* Start Data lines *
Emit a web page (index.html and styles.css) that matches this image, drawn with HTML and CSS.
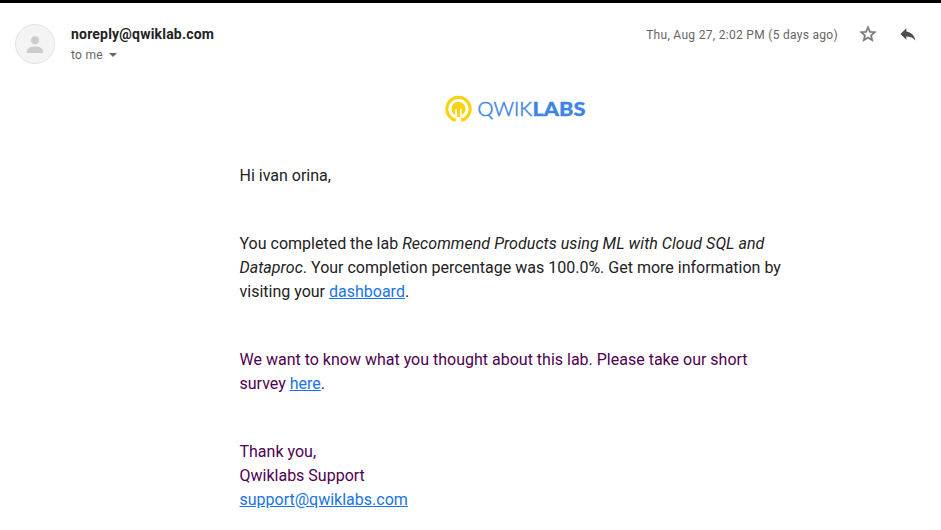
FILE: index.html
```html
<!DOCTYPE html>
<html lang="en">
<head>
<meta charset="utf-8">
<title>Qwiklabs</title>
<link rel="stylesheet" href="styles.css">
</head>
<body>
<header class="header">
  <svg class="avatar" viewBox="0 0 40 40"><circle cx="20" cy="20" r="19.5" fill="#f4f4f4" stroke="#e2e2e2"/><circle cx="20" cy="16.3" r="4" fill="#ccc"/><path d="M12 29v-2.200c0-2.800 4.800-4.300 8-4.300s8 1.500 8 4.300V29z" fill="#ccc"/></svg>
  <div class="sender">
    <div class="name">noreply@qwiklab.com</div>
    <div class="to">to me <span class="caret"></span></div>
  </div>
  <div class="date">Thu, Aug 27, 2:02 PM (5 days ago)</div>
  <svg class="icon star" viewBox="0 0 24 24"><path fill="#777" stroke="#777" stroke-width=".5" d="M22 9.240l-7.190-.62L12 2 9.190 8.630 2 9.240l5.460 4.730L5.820 21 12 17.270 18.180 21l-1.630-7.030L22 9.240zM12 15.400l-3.760 2.270 1-4.280-3.320-2.880 4.380-.38L12 6.100l1.710 4.040 4.380.38-3.320 2.880 1 4.280L12 15.400z"/></svg>
  <svg class="icon" viewBox="0 0 24 24"><path fill="#4d4d4d" d="M10 9V5l-7 7 7 7v-4.100c5 0 8.500 1.600 11 5.100-1-5-4-10-11-11z"/></svg>
</header>
<main class="message">
  <svg class="logo" viewBox="0 0 142 30">
    <path d="M11.100 25.300A11.600 11.600 0 1 1 15.900 25.300" fill="none" stroke="#f9d30f" stroke-width="3.200"/>
    <path d="M10.500 20.400A7.200 7.200 0 1 1 16.500 20.400V14H10.500z" fill="#f9d30f"/>
    <path d="M11.300 14V22M15.700 14V22" stroke="#fff" stroke-width="1.400"/>
    <path d="M12 13H15V22H12z" fill="#f9d30f"/>
    <text class="logo-light" x="32.500" y="21" textLength="54.500" lengthAdjust="spacingAndGlyphs">QWIK</text>
    <text class="logo-bold" x="87.500" y="21" textLength="53" lengthAdjust="spacingAndGlyphs">LABS</text>
  </svg>
  <p>Hi ivan orina,</p>
  <p>You completed the lab <em>Recommend Products using ML with Cloud SQL and Dataproc</em>. Your completion percentage was 100.0%. Get more information by visiting your <a href="#">dashboard</a>.</p>
  <p class="quoted">We want to know what you thought about this lab. Please take our short survey <a href="#">here</a>.</p>
  <p class="quoted">Thank you,<br>Qwiklabs Support<br><a href="#">support@qwiklabs.com</a></p>
</main>
</body>
</html>
```
FILE: styles.css
```css
body {
  margin: 0;
  height: 530px;
  box-sizing: border-box;
  overflow: hidden;
  border-top: 3px solid #000;
  background: #fff;
  font-family: Roboto, sans-serif;
  color: #222;
}
.header {
  display: flex;
  align-items: flex-start;
  height: 70px;
  padding: 21px 23px 0 15px;
  box-sizing: border-box;
}
.avatar {
  width: 40px;
  height: 40px;
}
.sender {
  flex: 1;
  margin-left: 16px;
}
.name {
  font-size: 14px;
  font-weight: 700;
  line-height: 20px;
  letter-spacing: 0.2px;
}
.to {
  display: flex;
  align-items: center;
  gap: 6px;
  margin-top: 1px;
  font-size: 12px;
  line-height: 20px;
  letter-spacing: 0.3px;
  color: #666;
}
.caret {
  border: 4px solid transparent;
  border-top-color: #666;
  border-bottom: 0;
}
.date {
  margin-top: 1px;
  font-size: 12px;
  line-height: 20px;
  letter-spacing: 0.3px;
  color: #666;
}
.icon {
  width: 20px;
  height: 20px;
  margin-left: 20px;
}
.message {
  width: 550px;
  margin-left: 239.5px;
  font-size: 16px;
  line-height: 24px;
}
.logo {
  display: block;
  width: 142px;
  height: 30px;
  margin: 22px 0 39px 205px;
}
.logo-light,
.logo-bold {
  font-family: Lato, sans-serif;
  font-size: 19.500px;
  fill: #3d84e6;
}
.logo-light {
  font-weight: 300;
  stroke: #3d84e6;
  stroke-width: 0.5px;
}
.logo-bold {
  font-weight: 900;
  stroke: #3d84e6;
  stroke-width: 0.3px;
}
p {
  margin: 0 0 44px;
}
em {
  letter-spacing: 0.05px;
}
.quoted {
  color: #500050;
}
a {
  color: #1a73e8;
}
```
* End Data lines *
> **Your goal**
What is the number of lines in the listing above that contain the string "index"? Give only the number.

> **Problem solution**
2